Gele roest in wintertarwe in zuidwesten: hopen op vorst

De extreem vroege vondst van gele roest is een gevolg van de zachte herfst en winter en de nieuwe fysio’s die in Nederland zijn geconstateerd. Deze zogeheten Warrior-groep is agressiever en kan overleven bij lagere temperaturen. Rinus van Rossum van Van Iperen en Hans Buikema van Syngenta manen telers alert te zijn op symptomen van gele roest. De percelen regelmatig controleren, is hun advies.

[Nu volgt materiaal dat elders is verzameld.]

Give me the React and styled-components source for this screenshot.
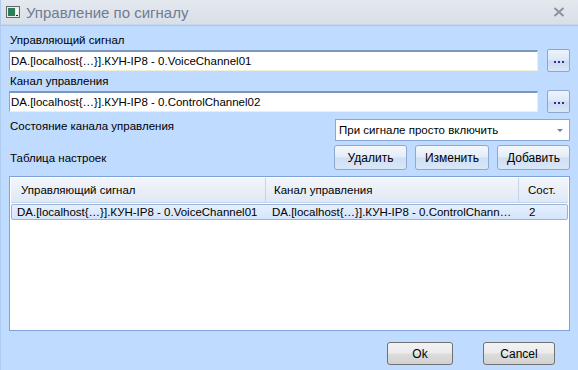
import React from 'react'
import styled, { createGlobalStyle } from 'styled-components'

const SIGNAL = 'DA.[localhost{…}].КУН-IP8 - 0.VoiceChannel01'
const CONTROL = 'DA.[localhost{…}].КУН-IP8 - 0.ControlChannel02'

const Global = createGlobalStyle`
  html, body { margin: 0; padding: 0; }
  body {
    width: 578px;
    height: 370px;
    overflow: hidden;
    font-family: "Liberation Sans", Arial, sans-serif;
    font-size: 11px;
    color: #000;
  }
`

const Window = styled.div`
  width: 578px;
  height: 370px;
  display: flex;
  flex-direction: column;
  background: #bfdbff;
  box-sizing: border-box;
  border-left: 1px solid #aecbf0;
`

const TitleBar = styled.div`
  height: 24px;
  display: flex;
  align-items: center;
  padding: 0 5px;
  background: linear-gradient(#e4e8ef, #d9dfe8);
  border-bottom: 1px solid #c9d7ea;
  box-shadow: 0 1px 0 #a9c6ee;
`

const Title = styled.div`
  flex: 1;
  margin-left: 6px;
  font-size: 15px;
  color: #6f7c90;
`

const Body = styled.div`
  flex: 1;
  display: flex;
  flex-direction: column;
  padding: 7px 8px 0 8px;
`

const Label = styled.div`
  height: 16px;
  line-height: 16px;
  padding-left: 1px;
  font-size: 11.5px;
  margin-top: ${p => p.$mt || 0}px;
`

const FieldRow = styled.div`
  display: grid;
  grid-template-columns: 1fr 23px;
  gap: 9px;
  align-items: center;
  margin-top: ${p => p.$mt || 0}px;
`

const Input = styled.div`
  height: 21px;
  box-sizing: border-box;
  background: #fff;
  border: 1px solid;
  border-top-width: 2px;
  border-color: #7c97bd #f3eedc #f3eedc #8ea7c8;
  line-height: 18px;
  padding-left: 1px;
  font-size: 11.5px;
  white-space: nowrap;
  overflow: hidden;
`

const DotsButton = styled.div`
  height: 23px;
  box-sizing: border-box;
  border: 1px solid #8ba7ce;
  border-radius: 2px;
  background: linear-gradient(#edf3fc 0%, #dde8f7 45%, #c9daf2 55%, #d9e6f7 100%);
  display: flex;
  align-items: center;
  justify-content: center;
  padding-top: 3px;
  gap: 2px;
`

const Dot = styled.span`
  width: 2px;
  height: 2px;
  background: #3a2c8c;
`

const SplitRow = styled.div`
  display: flex;
  align-items: ${p => p.$align || 'center'};
  margin-top: ${p => p.$mt || 0}px;
`

const Grow = styled.div`
  flex: 1;
  padding-left: 1px;
  line-height: 16px;
  font-size: 11.5px;
  margin-top: ${p => p.$mt || 0}px;
`

const Select = styled.div`
  width: 235px;
  height: 22px;
  box-sizing: border-box;
  background: #fff;
  border: 1px solid #86a8da;
  display: flex;
  align-items: center;
  padding-left: 3px;
  font-size: 11.5px;
`

const SelectText = styled.div`
  flex: 1;
`

const Arrow = styled.div`
  width: 0;
  height: 0;
  margin-right: 6px;
  border-left: 3px solid transparent;
  border-right: 3px solid transparent;
  border-top: 3px solid #6c7f99;
`

const Buttons = styled.div`
  display: flex;
  gap: 8px;
`

const BlueButton = styled.div`
  width: ${p => p.$w}px;
  height: 25px;
  box-sizing: border-box;
  border: 1px solid #8fa9cc;
  border-radius: 3px;
  background: linear-gradient(#f4f8fc 0%, #e3ecf7 48%, #cfdff3 52%, #d9e7f8 100%);
  display: flex;
  align-items: center;
  justify-content: center;
  font-size: 12px;
`

const Table = styled.div`
  margin-top: 6px;
  height: 155px;
  box-sizing: border-box;
  background: #fff;
  border: 1px solid #7ea3d9;
  padding: 1px;
`

const HeaderRow = styled.div`
  display: grid;
  grid-template-columns: 255px 253px 1fr;
  height: 24px;
  background: linear-gradient(#f3f6fb, #dfe8f5);
  border-bottom: 1px solid #c2d3ea;
`

const HeaderCell = styled.div`
  display: flex;
  align-items: center;
  padding-left: ${p => p.$pl || 10}px;
  font-size: 11.5px;
  border-right: 1px solid #c5d4e8;
  &:last-child { border-right: none; }
`

const DataRow = styled.div`
  display: grid;
  grid-template-columns: 255px 253px 1fr;
  height: 16px;
  margin-top: 1px;
  box-sizing: border-box;
  background: linear-gradient(#e6f0fd, #d4e4fa);
  border: 1px solid #97b4dd;
  border-radius: 2px;
`

const Cell = styled.div`
  padding: 0 4px 0 ${p => p.$pl || 5}px;
  line-height: 14px;
  font-size: 11.5px;
  white-space: nowrap;
  overflow: hidden;
  text-overflow: ellipsis;
`

const Footer = styled.div`
  display: flex;
  justify-content: flex-end;
  gap: 30px;
  padding: 11px 15px 0 0;
`

const GrayButton = styled.div`
  width: ${p => p.$w}px;
  height: 23px;
  box-sizing: border-box;
  border: 1px solid #717171;
  border-radius: 3px;
  background: linear-gradient(#f3f3f3 0%, #ebebeb 48%, #dcdcdc 52%, #d2d2d2 100%);
  display: flex;
  align-items: center;
  justify-content: center;
  font-size: 12px;
`

const CloseSlot = styled.div`
  width: 12px;
  margin-right: 8px;
  display: flex;
`

const WindowIcon = () => (
  <svg width="14" height="13" viewBox="0 0 14 13">
    <rect x="0.5" y="0.5" width="13" height="11" fill="#e8eee8" stroke="#5d6a70" />
    <rect x="2" y="2" width="7" height="8" fill="#2f7d57" />
    <rect x="10" y="3" width="2" height="5" fill="#ffffff" />
    <rect x="10" y="9" width="2" height="1" fill="#2a2a2a" />
  </svg>
)

const CloseIcon = () => (
  <svg width="12" height="10" viewBox="0 0 12 10">
    <path d="M1.5 1 L10.5 9 M10.5 1 L1.5 9" stroke="#8893a3" strokeWidth="2" />
  </svg>
)

const Dots = () => (
  <DotsButton>
    <Dot />
    <Dot />
    <Dot />
  </DotsButton>
)

export default function App() {
  return (
    <Window>
      <Global />
      <TitleBar>
        <WindowIcon />
        <Title>Управление по сигналу</Title>
        <CloseSlot>
          <CloseIcon />
        </CloseSlot>
      </TitleBar>
      <Body>
        <Label>Управляющий сигнал</Label>
        <FieldRow $mt={1}>
          <Input>{SIGNAL}</Input>
          <Dots />
        </FieldRow>
        <Label $mt={1}>Канал управления</Label>
        <FieldRow $mt={1}>
          <Input>{CONTROL}</Input>
          <Dots />
        </FieldRow>
        <SplitRow $mt={6} $align="flex-start">
          <Grow $mt={-1}>Состояние канала управления</Grow>
          <Select>
            <SelectText>При сигнале просто включить</SelectText>
            <Arrow />
          </Select>
        </SplitRow>
        <SplitRow $mt={4}>
          <Grow>Таблица настроек</Grow>
          <Buttons>
            <BlueButton $w={73}>Удалить</BlueButton>
            <BlueButton $w={74}>Изменить</BlueButton>
            <BlueButton $w={73}>Добавить</BlueButton>
          </Buttons>
        </SplitRow>
        <Table>
          <HeaderRow>
            <HeaderCell $pl={10}>Управляющий сигнал</HeaderCell>
            <HeaderCell $pl={8}>Канал управления</HeaderCell>
            <HeaderCell $pl={9}>Сост.</HeaderCell>
          </HeaderRow>
          <DataRow>
            <Cell $pl={5}>{SIGNAL}</Cell>
            <Cell $pl={5}>{CONTROL}</Cell>
            <Cell $pl={9}>2</Cell>
          </DataRow>
        </Table>
        <Footer>
          <GrayButton $w={66}>Ok</GrayButton>
          <GrayButton $w={72}>Cancel</GrayButton>
        </Footer>
      </Body>
    </Window>
  )
}
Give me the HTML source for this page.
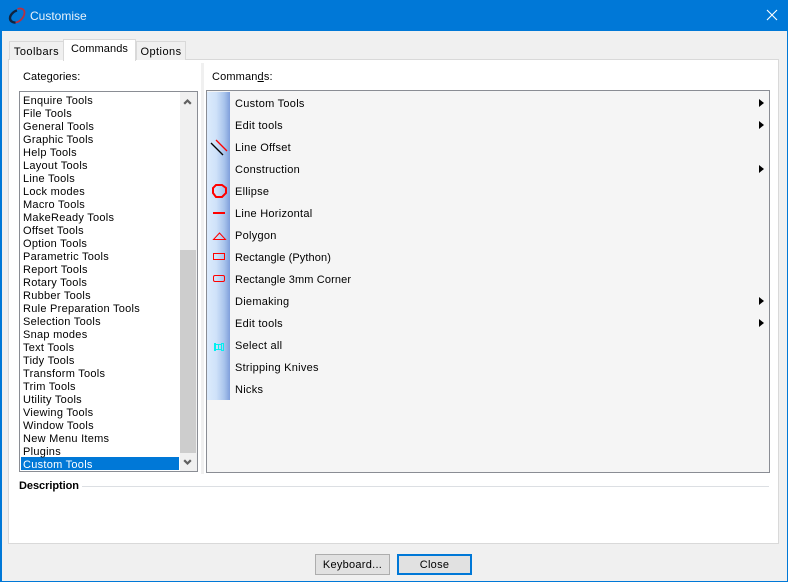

Ze zijn echter nog niet bang voor een grote uitbraak van gele roest in wintertarwe. ‘We zitten twee maanden voor de uitstoeling’, zegt Buikema. In het noorden is volgens hem nog geen gele roest gevonden. Zijn vondst in een perceel in de Haarlemmermeer verraste Van Rossum. ‘Maar terugredenerend is het wel ideaal weer geweest voor gele roest: vochtig en koel.’
Vroege T0-bespuiting
Een periode met vorst kan de aantasting aanzienlijk verminderen. Buikema maakt zich dan ook nog geen grote zorgen voor het noorden. ‘Hier is voldoende vorst.’ Maar in het zuidwesten blijft het net wat minder koud. Als de vorst uitblijft zullen telers dan ook al eerder de T0-bespuiting moeten uitvoeren. De T0-bespuiting wordt normaal rond het einde van de uitstoeling uitgevoerd. Als het weer zacht blijft, zal dit dit jaar waarschijnlijk wat eerder vallen.